### Provided material
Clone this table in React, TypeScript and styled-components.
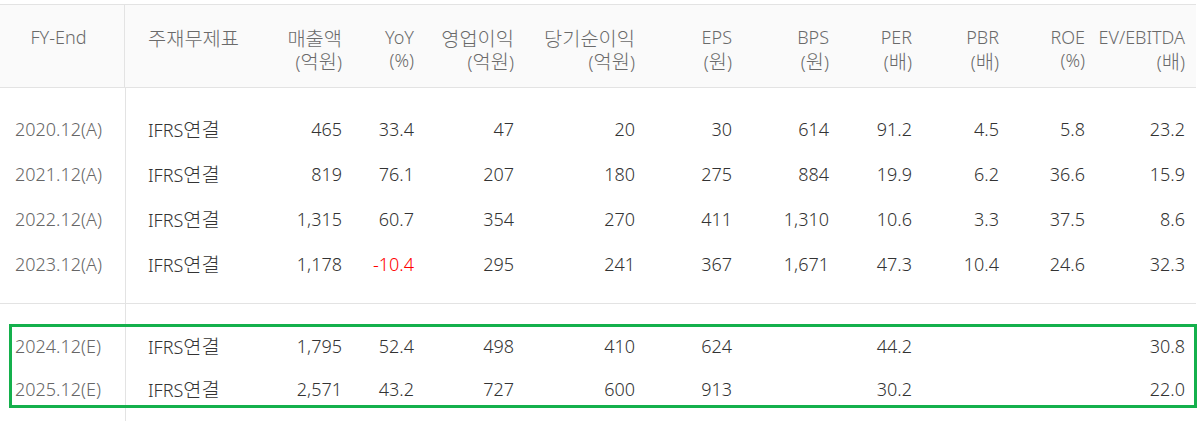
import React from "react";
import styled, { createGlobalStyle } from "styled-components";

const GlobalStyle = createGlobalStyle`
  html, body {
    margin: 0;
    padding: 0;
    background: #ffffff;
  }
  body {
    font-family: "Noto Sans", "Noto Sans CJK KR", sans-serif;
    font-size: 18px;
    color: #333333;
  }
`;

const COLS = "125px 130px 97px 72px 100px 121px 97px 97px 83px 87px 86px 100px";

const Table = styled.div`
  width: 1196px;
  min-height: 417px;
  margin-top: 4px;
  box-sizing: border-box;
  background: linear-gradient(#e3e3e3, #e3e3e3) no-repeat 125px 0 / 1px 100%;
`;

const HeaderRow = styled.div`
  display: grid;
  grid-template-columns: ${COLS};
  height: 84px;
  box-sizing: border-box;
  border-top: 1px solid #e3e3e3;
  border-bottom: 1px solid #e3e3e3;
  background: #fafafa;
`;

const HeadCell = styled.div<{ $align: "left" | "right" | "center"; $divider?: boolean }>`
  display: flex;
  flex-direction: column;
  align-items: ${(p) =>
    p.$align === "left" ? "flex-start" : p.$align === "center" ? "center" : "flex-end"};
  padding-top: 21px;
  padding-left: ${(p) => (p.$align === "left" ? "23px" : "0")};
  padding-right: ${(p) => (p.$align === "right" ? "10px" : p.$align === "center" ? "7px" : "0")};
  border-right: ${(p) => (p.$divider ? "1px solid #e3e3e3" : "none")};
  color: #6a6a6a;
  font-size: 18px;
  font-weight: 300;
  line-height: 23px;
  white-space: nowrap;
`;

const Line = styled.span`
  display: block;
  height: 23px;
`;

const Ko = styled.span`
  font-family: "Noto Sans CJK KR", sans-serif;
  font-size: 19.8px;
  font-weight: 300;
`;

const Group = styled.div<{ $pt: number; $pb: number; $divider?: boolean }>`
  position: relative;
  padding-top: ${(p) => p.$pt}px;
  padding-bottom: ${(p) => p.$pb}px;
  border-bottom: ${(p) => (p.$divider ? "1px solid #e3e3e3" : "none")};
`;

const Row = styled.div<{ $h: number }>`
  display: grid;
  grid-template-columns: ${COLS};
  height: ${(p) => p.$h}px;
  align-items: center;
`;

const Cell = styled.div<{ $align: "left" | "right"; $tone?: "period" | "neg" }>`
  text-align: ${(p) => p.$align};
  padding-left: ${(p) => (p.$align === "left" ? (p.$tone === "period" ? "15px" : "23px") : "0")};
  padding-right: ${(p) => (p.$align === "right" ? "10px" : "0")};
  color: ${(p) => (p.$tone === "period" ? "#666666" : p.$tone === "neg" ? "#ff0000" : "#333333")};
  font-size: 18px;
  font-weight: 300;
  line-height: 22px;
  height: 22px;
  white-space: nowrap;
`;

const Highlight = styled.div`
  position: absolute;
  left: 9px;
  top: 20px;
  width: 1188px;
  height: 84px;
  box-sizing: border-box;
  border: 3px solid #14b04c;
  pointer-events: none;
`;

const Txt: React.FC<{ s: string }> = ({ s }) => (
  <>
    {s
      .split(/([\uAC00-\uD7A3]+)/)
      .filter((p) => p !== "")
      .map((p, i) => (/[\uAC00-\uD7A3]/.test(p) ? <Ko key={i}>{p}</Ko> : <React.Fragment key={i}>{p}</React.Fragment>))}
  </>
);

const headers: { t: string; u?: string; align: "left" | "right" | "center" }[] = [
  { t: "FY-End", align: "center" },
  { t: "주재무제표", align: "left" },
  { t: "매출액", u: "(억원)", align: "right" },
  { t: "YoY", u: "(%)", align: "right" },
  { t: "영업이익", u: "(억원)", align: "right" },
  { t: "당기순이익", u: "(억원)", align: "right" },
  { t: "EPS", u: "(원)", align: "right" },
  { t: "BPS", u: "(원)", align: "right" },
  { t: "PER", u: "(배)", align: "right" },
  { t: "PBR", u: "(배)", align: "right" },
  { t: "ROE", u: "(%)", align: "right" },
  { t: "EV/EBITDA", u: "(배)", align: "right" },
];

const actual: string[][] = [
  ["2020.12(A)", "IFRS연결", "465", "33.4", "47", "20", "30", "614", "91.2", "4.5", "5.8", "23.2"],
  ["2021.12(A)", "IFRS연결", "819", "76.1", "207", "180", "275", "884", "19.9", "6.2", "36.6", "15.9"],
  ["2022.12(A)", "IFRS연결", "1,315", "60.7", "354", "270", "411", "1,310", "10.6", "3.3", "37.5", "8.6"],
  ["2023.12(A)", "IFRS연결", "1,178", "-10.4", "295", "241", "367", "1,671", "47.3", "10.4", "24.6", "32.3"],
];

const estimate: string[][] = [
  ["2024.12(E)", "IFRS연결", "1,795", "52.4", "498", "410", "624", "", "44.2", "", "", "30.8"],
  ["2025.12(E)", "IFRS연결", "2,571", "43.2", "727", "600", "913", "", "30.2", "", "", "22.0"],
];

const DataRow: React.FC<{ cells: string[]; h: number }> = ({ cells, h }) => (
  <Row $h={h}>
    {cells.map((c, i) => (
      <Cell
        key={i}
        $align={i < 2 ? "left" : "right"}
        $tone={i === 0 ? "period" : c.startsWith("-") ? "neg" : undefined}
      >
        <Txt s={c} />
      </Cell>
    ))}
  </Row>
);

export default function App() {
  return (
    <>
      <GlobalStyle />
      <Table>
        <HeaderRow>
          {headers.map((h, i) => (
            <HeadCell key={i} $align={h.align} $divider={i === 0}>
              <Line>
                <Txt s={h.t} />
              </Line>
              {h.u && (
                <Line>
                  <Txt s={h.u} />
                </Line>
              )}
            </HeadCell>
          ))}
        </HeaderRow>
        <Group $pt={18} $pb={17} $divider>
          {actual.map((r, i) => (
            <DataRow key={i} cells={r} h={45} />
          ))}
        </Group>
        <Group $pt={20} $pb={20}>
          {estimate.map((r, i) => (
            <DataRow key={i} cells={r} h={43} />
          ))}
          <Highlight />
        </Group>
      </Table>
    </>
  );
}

### Short problem
Make an exact copy of the data, leaving its pictures out.

### Exercise solution
Clone this table in React, TypeScript and styled-components.
import React from "react";
import styled, { createGlobalStyle } from "styled-components";

const GlobalStyle = createGlobalStyle`
  html, body {
    margin: 0;
    padding: 0;
    background: #ffffff;
  }
  body {
    font-family: "Noto Sans", "Noto Sans CJK KR", sans-serif;
    font-size: 18px;
    color: #333333;
  }
`;

const COLS = "125px 130px 97px 72px 100px 121px 97px 97px 83px 87px 86px 100px";

const Table = styled.div`
  width: 1196px;
  min-height: 417px;
  margin-top: 4px;
  box-sizing: border-box;
  background: linear-gradient(#e3e3e3, #e3e3e3) no-repeat 125px 0 / 1px 100%;
`;

const HeaderRow = styled.div`
  display: grid;
  grid-template-columns: ${COLS};
  height: 84px;
  box-sizing: border-box;
  border-top: 1px solid #e3e3e3;
  border-bottom: 1px solid #e3e3e3;
  background: #fafafa;
`;

const HeadCell = styled.div<{ $align: "left" | "right" | "center"; $divider?: boolean }>`
  display: flex;
  flex-direction: column;
  align-items: ${(p) =>
    p.$align === "left" ? "flex-start" : p.$align === "center" ? "center" : "flex-end"};
  padding-top: 21px;
  padding-left: ${(p) => (p.$align === "left" ? "23px" : "0")};
  padding-right: ${(p) => (p.$align === "right" ? "10px" : p.$align === "center" ? "7px" : "0")};
  border-right: ${(p) => (p.$divider ? "1px solid #e3e3e3" : "none")};
  color: #6a6a6a;
  font-size: 18px;
  font-weight: 300;
  line-height: 23px;
  white-space: nowrap;
`;

const Line = styled.span`
  display: block;
  height: 23px;
`;

const Ko = styled.span`
  font-family: "Noto Sans CJK KR", sans-serif;
  font-size: 19.8px;
  font-weight: 300;
`;

const Group = styled.div<{ $pt: number; $pb: number; $divider?: boolean }>`
  position: relative;
  padding-top: ${(p) => p.$pt}px;
  padding-bottom: ${(p) => p.$pb}px;
  border-bottom: ${(p) => (p.$divider ? "1px solid #e3e3e3" : "none")};
`;

const Row = styled.div<{ $h: number }>`
  display: grid;
  grid-template-columns: ${COLS};
  height: ${(p) => p.$h}px;
  align-items: center;
`;

const Cell = styled.div<{ $align: "left" | "right"; $tone?: "period" | "neg" }>`
  text-align: ${(p) => p.$align};
  padding-left: ${(p) => (p.$align === "left" ? (p.$tone === "period" ? "15px" : "23px") : "0")};
  padding-right: ${(p) => (p.$align === "right" ? "10px" : "0")};
  color: ${(p) => (p.$tone === "period" ? "#666666" : p.$tone === "neg" ? "#ff0000" : "#333333")};
  font-size: 18px;
  font-weight: 300;
  line-height: 22px;
  height: 22px;
  white-space: nowrap;
`;

const Highlight = styled.div`
  position: absolute;
  left: 9px;
  top: 20px;
  width: 1188px;
  height: 84px;
  box-sizing: border-box;
  border: 3px solid #14b04c;
  pointer-events: none;
`;

const Txt: React.FC<{ s: string }> = ({ s }) => (
  <>
    {s
      .split(/([\uAC00-\uD7A3]+)/)
      .filter((p) => p !== "")
      .map((p, i) => (/[\uAC00-\uD7A3]/.test(p) ? <Ko key={i}>{p}</Ko> : <React.Fragment key={i}>{p}</React.Fragment>))}
  </>
);

const headers: { t: string; u?: string; align: "left" | "right" | "center" }[] = [
  { t: "FY-End", align: "center" },
  { t: "주재무제표", align: "left" },
  { t: "매출액", u: "(억원)", align: "right" },
  { t: "YoY", u: "(%)", align: "right" },
  { t: "영업이익", u: "(억원)", align: "right" },
  { t: "당기순이익", u: "(억원)", align: "right" },
  { t: "EPS", u: "(원)", align: "right" },
  { t: "BPS", u: "(원)", align: "right" },
  { t: "PER", u: "(배)", align: "right" },
  { t: "PBR", u: "(배)", align: "right" },
  { t: "ROE", u: "(%)", align: "right" },
  { t: "EV/EBITDA", u: "(배)", align: "right" },
];

const actual: string[][] = [
  ["2020.12(A)", "IFRS연결", "465", "33.4", "47", "20", "30", "614", "91.2", "4.5", "5.8", "23.2"],
  ["2021.12(A)", "IFRS연결", "819", "76.1", "207", "180", "275", "884", "19.9", "6.2", "36.6", "15.9"],
  ["2022.12(A)", "IFRS연결", "1,315", "60.7", "354", "270", "411", "1,310", "10.6", "3.3", "37.5", "8.6"],
  ["2023.12(A)", "IFRS연결", "1,178", "-10.4", "295", "241", "367", "1,671", "47.3", "10.4", "24.6", "32.3"],
];

const estimate: string[][] = [
  ["2024.12(E)", "IFRS연결", "1,795", "52.4", "498", "410", "624", "", "44.2", "", "", "30.8"],
  ["2025.12(E)", "IFRS연결", "2,571", "43.2", "727", "600", "913", "", "30.2", "", "", "22.0"],
];

const DataRow: React.FC<{ cells: string[]; h: number }> = ({ cells, h }) => (
  <Row $h={h}>
    {cells.map((c, i) => (
      <Cell
        key={i}
        $align={i < 2 ? "left" : "right"}
        $tone={i === 0 ? "period" : c.startsWith("-") ? "neg" : undefined}
      >
        <Txt s={c} />
      </Cell>
    ))}
  </Row>
);

export default function App() {
  return (
    <>
      <GlobalStyle />
      <Table>
        <HeaderRow>
          {headers.map((h, i) => (
            <HeadCell key={i} $align={h.align} $divider={i === 0}>
              <Line>
                <Txt s={h.t} />
              </Line>
              {h.u && (
                <Line>
                  <Txt s={h.u} />
                </Line>
              )}
            </HeadCell>
          ))}
        </HeaderRow>
        <Group $pt={18} $pb={17} $divider>
          {actual.map((r, i) => (
            <DataRow key={i} cells={r} h={45} />
          ))}
        </Group>
        <Group $pt={20} $pb={20}>
          {estimate.map((r, i) => (
            <DataRow key={i} cells={r} h={43} />
          ))}
          <Highlight />
        </Group>
      </Table>
    </>
  );
}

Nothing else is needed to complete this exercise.